* Direction
Write out the opening lines of the data word for word, up to and including the line with "</action-group>", and leave every picture and every later line out.

━━━━━━━━

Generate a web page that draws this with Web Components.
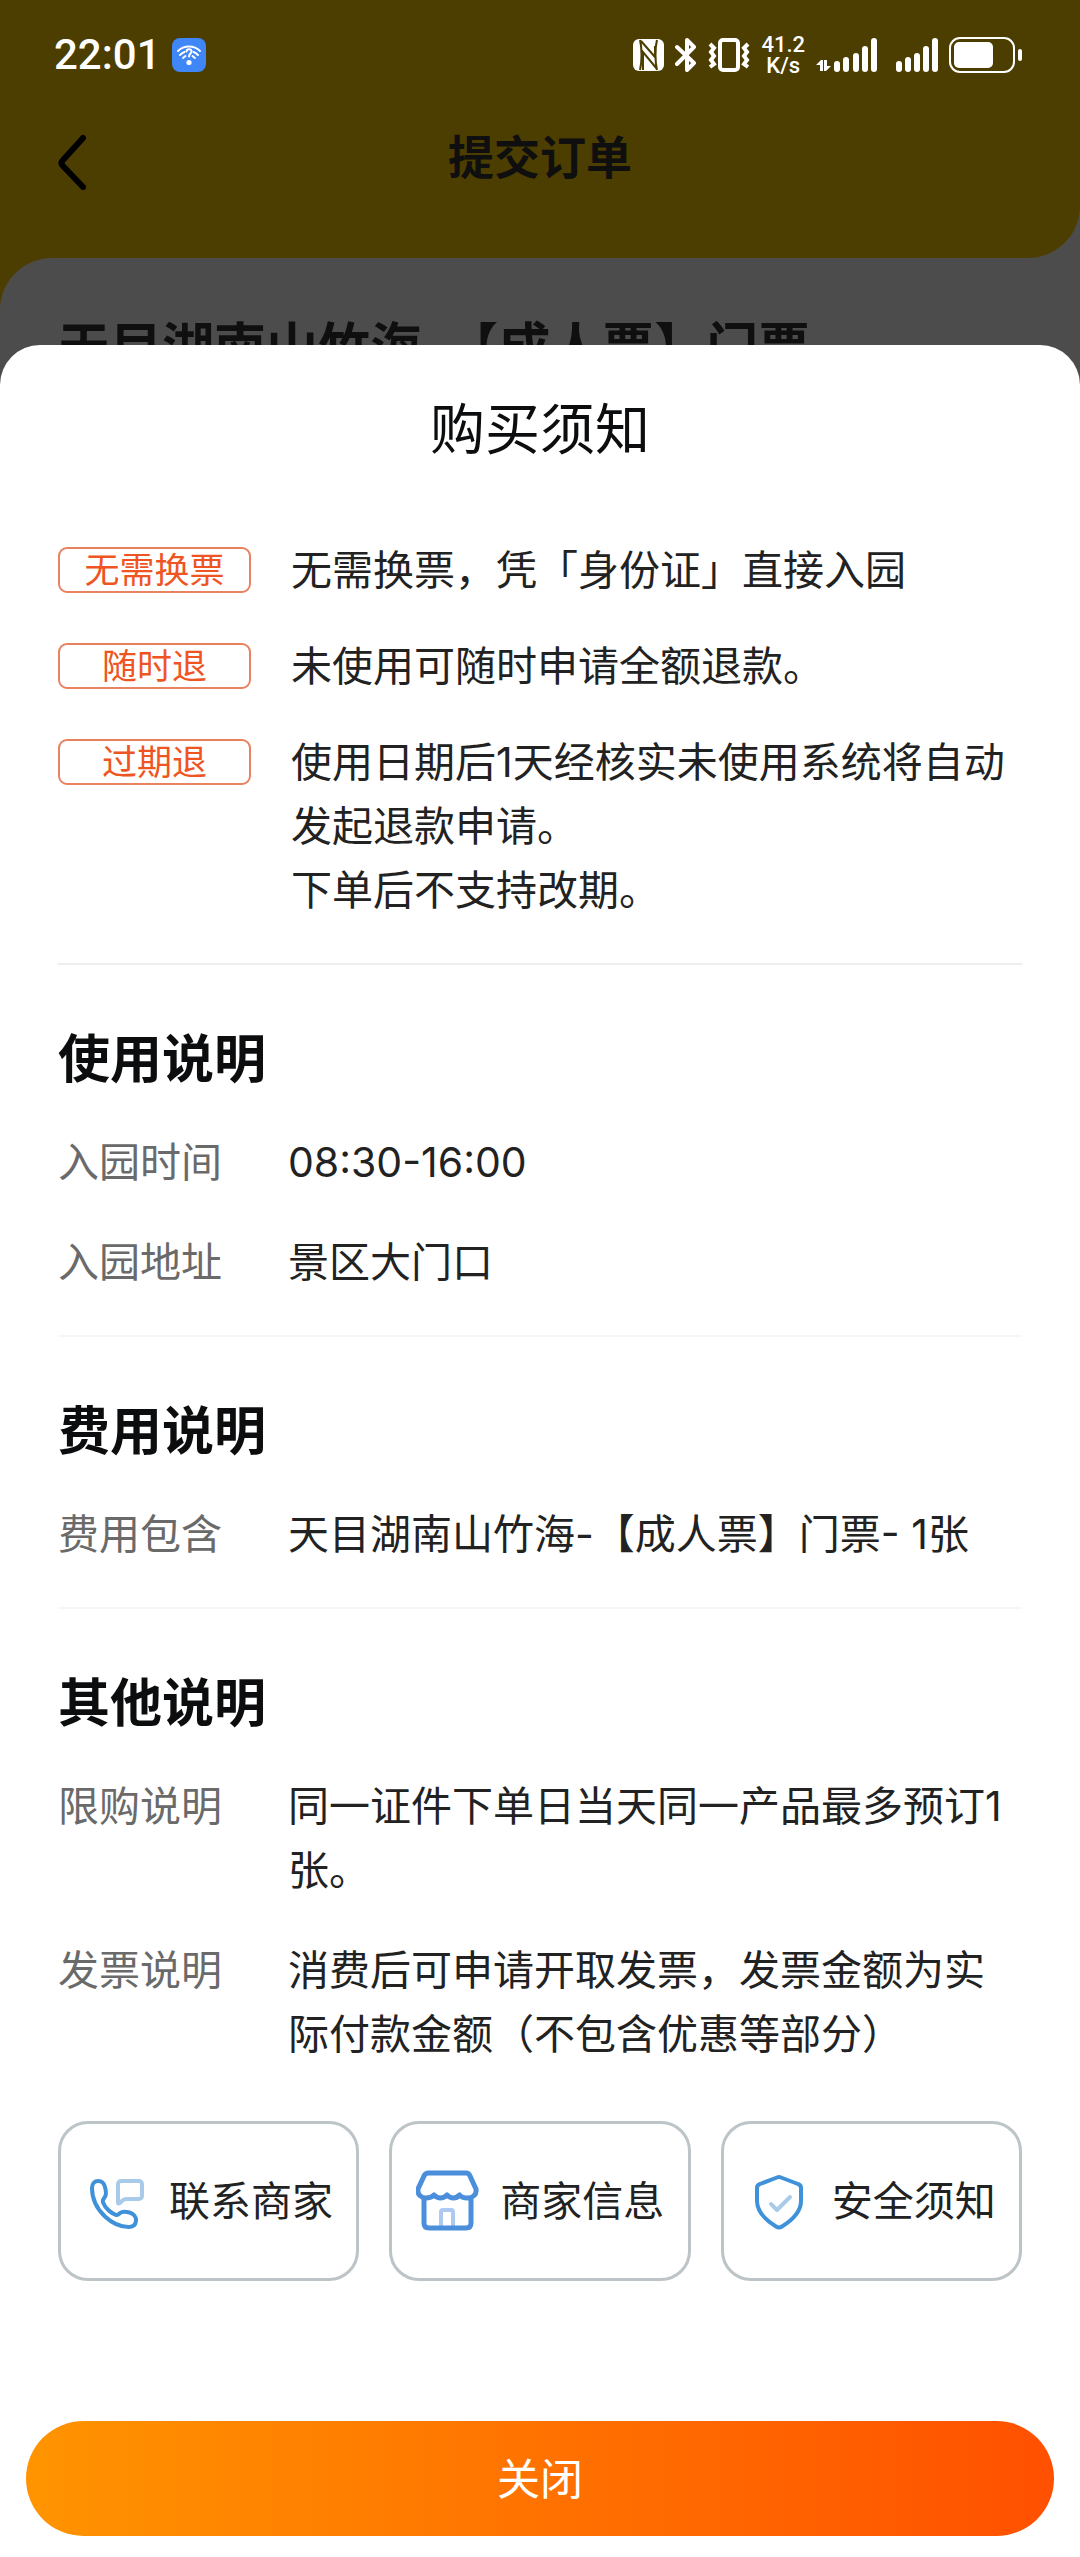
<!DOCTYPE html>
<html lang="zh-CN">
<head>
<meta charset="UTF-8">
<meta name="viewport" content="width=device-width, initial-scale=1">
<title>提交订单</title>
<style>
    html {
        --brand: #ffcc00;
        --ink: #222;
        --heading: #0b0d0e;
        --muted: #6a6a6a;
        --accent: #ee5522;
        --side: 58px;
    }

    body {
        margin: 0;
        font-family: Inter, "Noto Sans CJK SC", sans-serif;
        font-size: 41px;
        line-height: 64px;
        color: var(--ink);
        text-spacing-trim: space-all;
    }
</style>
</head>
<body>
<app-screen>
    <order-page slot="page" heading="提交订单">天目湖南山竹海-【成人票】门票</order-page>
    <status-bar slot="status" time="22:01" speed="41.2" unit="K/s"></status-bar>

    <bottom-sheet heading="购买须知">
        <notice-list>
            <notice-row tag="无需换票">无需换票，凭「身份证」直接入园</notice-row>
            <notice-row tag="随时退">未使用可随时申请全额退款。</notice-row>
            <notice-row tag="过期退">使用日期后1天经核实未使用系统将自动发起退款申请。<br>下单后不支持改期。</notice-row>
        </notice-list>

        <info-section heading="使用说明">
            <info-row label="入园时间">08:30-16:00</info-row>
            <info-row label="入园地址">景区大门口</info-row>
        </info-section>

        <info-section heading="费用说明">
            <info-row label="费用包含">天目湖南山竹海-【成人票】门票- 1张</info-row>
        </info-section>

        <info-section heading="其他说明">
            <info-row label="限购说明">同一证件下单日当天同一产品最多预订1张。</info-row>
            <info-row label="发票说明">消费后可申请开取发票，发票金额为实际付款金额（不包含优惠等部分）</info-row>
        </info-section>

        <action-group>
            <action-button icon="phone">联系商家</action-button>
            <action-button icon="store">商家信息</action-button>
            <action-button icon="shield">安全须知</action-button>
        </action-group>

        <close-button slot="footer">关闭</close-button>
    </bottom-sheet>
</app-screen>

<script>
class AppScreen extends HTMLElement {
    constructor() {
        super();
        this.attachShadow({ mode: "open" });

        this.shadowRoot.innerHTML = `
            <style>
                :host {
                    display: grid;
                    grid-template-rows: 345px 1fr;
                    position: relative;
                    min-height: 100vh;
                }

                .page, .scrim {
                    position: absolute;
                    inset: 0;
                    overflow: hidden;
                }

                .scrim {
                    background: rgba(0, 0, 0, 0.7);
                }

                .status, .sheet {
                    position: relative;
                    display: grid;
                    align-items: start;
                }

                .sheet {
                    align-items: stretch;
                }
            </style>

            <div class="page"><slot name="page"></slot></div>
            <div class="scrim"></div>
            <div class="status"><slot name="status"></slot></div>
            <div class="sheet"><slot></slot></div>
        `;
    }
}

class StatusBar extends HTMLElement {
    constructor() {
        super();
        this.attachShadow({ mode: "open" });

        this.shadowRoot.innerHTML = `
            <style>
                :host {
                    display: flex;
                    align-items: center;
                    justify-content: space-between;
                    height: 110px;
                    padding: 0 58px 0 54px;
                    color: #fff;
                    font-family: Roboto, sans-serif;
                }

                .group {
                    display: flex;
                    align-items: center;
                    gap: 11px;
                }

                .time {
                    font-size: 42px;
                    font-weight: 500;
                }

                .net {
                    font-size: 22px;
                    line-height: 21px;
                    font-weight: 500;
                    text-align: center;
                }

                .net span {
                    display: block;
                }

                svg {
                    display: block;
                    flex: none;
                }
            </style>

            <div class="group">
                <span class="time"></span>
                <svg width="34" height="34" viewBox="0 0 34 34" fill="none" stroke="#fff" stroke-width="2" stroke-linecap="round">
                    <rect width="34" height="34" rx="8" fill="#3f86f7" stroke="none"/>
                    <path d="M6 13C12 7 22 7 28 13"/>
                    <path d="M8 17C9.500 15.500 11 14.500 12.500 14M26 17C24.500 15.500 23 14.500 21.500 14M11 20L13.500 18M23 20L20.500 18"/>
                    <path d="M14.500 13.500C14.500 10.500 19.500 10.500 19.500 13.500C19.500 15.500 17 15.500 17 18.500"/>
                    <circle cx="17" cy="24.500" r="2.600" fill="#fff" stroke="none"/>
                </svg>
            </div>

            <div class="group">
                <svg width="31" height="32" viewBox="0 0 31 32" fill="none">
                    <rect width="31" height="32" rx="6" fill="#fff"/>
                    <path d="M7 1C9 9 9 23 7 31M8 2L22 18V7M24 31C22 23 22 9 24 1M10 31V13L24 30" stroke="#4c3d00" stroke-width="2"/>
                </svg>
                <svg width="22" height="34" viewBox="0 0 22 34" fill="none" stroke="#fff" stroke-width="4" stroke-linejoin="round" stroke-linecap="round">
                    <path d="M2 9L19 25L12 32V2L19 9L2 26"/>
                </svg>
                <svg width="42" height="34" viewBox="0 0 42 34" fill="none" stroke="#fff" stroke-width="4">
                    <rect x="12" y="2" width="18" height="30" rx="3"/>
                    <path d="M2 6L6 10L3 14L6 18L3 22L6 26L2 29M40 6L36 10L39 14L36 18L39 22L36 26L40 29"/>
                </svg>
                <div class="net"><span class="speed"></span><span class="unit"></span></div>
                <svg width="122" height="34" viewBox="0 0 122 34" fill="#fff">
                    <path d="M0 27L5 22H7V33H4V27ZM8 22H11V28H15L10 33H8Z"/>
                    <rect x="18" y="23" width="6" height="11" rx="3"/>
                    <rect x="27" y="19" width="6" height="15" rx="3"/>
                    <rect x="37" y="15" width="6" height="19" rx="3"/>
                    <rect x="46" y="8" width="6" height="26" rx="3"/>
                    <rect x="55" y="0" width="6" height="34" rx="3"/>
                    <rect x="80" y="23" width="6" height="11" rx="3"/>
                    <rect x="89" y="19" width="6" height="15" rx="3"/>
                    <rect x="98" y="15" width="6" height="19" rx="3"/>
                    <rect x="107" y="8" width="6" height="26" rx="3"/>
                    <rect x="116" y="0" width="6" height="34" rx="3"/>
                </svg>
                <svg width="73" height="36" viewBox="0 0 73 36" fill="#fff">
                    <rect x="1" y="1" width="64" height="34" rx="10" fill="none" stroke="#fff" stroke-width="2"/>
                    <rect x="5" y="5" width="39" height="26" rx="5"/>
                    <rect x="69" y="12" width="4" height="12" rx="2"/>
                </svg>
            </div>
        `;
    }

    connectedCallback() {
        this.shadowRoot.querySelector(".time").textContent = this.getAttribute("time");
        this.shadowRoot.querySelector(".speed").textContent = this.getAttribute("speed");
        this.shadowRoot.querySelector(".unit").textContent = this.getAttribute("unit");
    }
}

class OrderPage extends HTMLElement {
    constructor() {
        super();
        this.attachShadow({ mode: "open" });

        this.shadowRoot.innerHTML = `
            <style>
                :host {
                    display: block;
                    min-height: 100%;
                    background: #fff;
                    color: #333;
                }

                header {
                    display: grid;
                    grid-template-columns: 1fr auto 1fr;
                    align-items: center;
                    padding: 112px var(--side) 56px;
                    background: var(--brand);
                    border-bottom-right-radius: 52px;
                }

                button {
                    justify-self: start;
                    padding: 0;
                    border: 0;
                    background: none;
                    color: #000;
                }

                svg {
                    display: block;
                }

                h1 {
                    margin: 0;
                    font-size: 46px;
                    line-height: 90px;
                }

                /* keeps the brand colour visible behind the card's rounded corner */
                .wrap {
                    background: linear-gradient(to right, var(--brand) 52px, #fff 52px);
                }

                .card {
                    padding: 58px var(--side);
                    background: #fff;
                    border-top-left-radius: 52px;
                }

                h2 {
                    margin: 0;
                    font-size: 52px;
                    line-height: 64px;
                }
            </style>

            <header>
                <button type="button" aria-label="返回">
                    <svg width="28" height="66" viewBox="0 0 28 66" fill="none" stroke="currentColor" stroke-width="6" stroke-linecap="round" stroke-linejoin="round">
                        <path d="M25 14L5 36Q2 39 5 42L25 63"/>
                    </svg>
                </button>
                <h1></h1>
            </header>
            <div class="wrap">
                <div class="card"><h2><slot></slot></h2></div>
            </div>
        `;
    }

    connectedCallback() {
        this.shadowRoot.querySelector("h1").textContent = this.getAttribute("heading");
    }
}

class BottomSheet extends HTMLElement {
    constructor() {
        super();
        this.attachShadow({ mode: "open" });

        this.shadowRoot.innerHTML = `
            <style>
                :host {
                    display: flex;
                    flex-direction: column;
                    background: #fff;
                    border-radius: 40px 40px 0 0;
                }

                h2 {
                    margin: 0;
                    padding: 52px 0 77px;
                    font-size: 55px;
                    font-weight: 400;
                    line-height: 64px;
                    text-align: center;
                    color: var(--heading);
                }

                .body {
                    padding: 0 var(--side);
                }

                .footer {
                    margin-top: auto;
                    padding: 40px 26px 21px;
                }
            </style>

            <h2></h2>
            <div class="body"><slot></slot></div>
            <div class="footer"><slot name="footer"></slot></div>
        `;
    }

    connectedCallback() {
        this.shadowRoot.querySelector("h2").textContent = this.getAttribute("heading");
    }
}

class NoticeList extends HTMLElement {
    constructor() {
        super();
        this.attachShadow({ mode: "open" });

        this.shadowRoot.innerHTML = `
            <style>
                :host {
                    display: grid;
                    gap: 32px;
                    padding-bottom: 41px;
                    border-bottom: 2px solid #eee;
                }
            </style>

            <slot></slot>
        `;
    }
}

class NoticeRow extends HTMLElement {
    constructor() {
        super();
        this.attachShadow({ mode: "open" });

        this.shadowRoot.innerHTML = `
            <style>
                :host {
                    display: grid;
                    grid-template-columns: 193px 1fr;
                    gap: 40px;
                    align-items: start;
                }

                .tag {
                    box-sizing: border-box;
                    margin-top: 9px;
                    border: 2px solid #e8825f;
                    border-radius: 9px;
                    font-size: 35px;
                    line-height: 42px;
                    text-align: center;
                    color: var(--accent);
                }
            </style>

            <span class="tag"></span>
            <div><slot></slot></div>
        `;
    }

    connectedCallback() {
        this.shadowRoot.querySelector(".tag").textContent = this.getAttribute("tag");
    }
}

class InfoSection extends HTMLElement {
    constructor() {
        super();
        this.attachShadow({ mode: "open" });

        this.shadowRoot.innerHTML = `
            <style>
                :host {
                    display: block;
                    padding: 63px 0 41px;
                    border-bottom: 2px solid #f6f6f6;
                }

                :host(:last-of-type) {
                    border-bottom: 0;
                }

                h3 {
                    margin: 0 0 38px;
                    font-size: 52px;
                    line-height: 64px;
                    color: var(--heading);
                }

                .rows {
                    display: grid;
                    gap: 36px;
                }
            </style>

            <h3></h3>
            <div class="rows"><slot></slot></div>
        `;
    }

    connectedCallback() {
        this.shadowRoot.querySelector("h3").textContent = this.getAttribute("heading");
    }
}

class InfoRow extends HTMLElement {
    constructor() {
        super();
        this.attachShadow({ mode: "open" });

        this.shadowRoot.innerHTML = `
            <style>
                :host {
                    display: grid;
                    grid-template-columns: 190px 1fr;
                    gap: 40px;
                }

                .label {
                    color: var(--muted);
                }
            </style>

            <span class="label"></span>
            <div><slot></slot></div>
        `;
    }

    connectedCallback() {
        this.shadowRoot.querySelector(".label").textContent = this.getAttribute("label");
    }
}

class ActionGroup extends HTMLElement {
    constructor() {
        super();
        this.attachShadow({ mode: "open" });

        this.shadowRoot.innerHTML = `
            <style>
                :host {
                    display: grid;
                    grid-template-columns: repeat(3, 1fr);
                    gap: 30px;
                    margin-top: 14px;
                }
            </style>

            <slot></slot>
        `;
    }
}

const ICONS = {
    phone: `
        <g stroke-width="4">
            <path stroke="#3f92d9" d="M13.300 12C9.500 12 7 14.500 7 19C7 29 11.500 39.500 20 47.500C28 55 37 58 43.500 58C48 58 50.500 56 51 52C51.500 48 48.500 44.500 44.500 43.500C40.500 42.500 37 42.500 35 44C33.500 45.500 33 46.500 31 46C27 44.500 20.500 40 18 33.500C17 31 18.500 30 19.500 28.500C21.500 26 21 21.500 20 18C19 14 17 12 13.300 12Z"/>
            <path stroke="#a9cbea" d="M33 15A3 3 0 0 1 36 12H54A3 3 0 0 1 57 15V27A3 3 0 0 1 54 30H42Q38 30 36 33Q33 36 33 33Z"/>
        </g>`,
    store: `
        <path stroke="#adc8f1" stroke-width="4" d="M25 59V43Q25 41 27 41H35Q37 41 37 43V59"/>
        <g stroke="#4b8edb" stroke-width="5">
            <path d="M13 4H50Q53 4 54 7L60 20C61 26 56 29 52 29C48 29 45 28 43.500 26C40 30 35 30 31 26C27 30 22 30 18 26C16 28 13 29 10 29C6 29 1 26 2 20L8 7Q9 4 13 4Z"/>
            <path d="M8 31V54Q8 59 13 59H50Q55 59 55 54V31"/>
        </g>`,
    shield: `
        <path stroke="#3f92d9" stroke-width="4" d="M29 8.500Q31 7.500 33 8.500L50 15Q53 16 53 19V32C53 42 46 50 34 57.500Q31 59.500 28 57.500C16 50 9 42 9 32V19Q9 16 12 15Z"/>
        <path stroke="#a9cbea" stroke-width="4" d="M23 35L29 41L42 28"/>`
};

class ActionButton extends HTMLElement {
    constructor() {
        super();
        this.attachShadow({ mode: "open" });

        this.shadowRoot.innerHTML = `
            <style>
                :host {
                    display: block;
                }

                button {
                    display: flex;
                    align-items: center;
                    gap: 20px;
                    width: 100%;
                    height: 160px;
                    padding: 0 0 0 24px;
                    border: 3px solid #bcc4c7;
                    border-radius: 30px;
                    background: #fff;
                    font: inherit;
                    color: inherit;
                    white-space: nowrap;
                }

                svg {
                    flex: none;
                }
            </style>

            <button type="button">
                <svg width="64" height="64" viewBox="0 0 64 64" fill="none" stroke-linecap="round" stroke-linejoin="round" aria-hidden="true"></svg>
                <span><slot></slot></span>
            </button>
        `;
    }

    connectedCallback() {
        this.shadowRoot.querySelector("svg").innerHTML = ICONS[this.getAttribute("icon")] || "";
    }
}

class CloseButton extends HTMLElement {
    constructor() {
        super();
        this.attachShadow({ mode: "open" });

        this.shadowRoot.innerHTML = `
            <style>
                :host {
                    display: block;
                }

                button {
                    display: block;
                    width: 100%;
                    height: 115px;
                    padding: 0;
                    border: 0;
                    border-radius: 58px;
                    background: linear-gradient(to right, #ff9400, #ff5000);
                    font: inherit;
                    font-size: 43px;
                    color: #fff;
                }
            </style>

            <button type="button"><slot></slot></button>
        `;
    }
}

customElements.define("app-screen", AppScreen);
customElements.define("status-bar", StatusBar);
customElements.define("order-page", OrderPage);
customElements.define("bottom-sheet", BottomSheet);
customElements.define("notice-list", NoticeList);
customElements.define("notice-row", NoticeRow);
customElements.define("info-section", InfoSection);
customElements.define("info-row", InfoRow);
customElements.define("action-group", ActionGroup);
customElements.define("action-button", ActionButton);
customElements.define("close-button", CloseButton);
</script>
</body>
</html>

━━━━━━━━

* The output
Generate a web page that draws this with Web Components.
<!DOCTYPE html>
<html lang="zh-CN">
<head>
<meta charset="UTF-8">
<meta name="viewport" content="width=device-width, initial-scale=1">
<title>提交订单</title>
<style>
    html {
        --brand: #ffcc00;
        --ink: #222;
        --heading: #0b0d0e;
        --muted: #6a6a6a;
        --accent: #ee5522;
        --side: 58px;
    }

    body {
        margin: 0;
        font-family: Inter, "Noto Sans CJK SC", sans-serif;
        font-size: 41px;
        line-height: 64px;
        color: var(--ink);
        text-spacing-trim: space-all;
    }
</style>
</head>
<body>
<app-screen>
    <order-page slot="page" heading="提交订单">天目湖南山竹海-【成人票】门票</order-page>
    <status-bar slot="status" time="22:01" speed="41.2" unit="K/s"></status-bar>

    <bottom-sheet heading="购买须知">
        <notice-list>
            <notice-row tag="无需换票">无需换票，凭「身份证」直接入园</notice-row>
            <notice-row tag="随时退">未使用可随时申请全额退款。</notice-row>
            <notice-row tag="过期退">使用日期后1天经核实未使用系统将自动发起退款申请。<br>下单后不支持改期。</notice-row>
        </notice-list>

        <info-section heading="使用说明">
            <info-row label="入园时间">08:30-16:00</info-row>
            <info-row label="入园地址">景区大门口</info-row>
        </info-section>

        <info-section heading="费用说明">
            <info-row label="费用包含">天目湖南山竹海-【成人票】门票- 1张</info-row>
        </info-section>

        <info-section heading="其他说明">
            <info-row label="限购说明">同一证件下单日当天同一产品最多预订1张。</info-row>
            <info-row label="发票说明">消费后可申请开取发票，发票金额为实际付款金额（不包含优惠等部分）</info-row>
        </info-section>

        <action-group>
            <action-button icon="phone">联系商家</action-button>
            <action-button icon="store">商家信息</action-button>
            <action-button icon="shield">安全须知</action-button>
        </action-group>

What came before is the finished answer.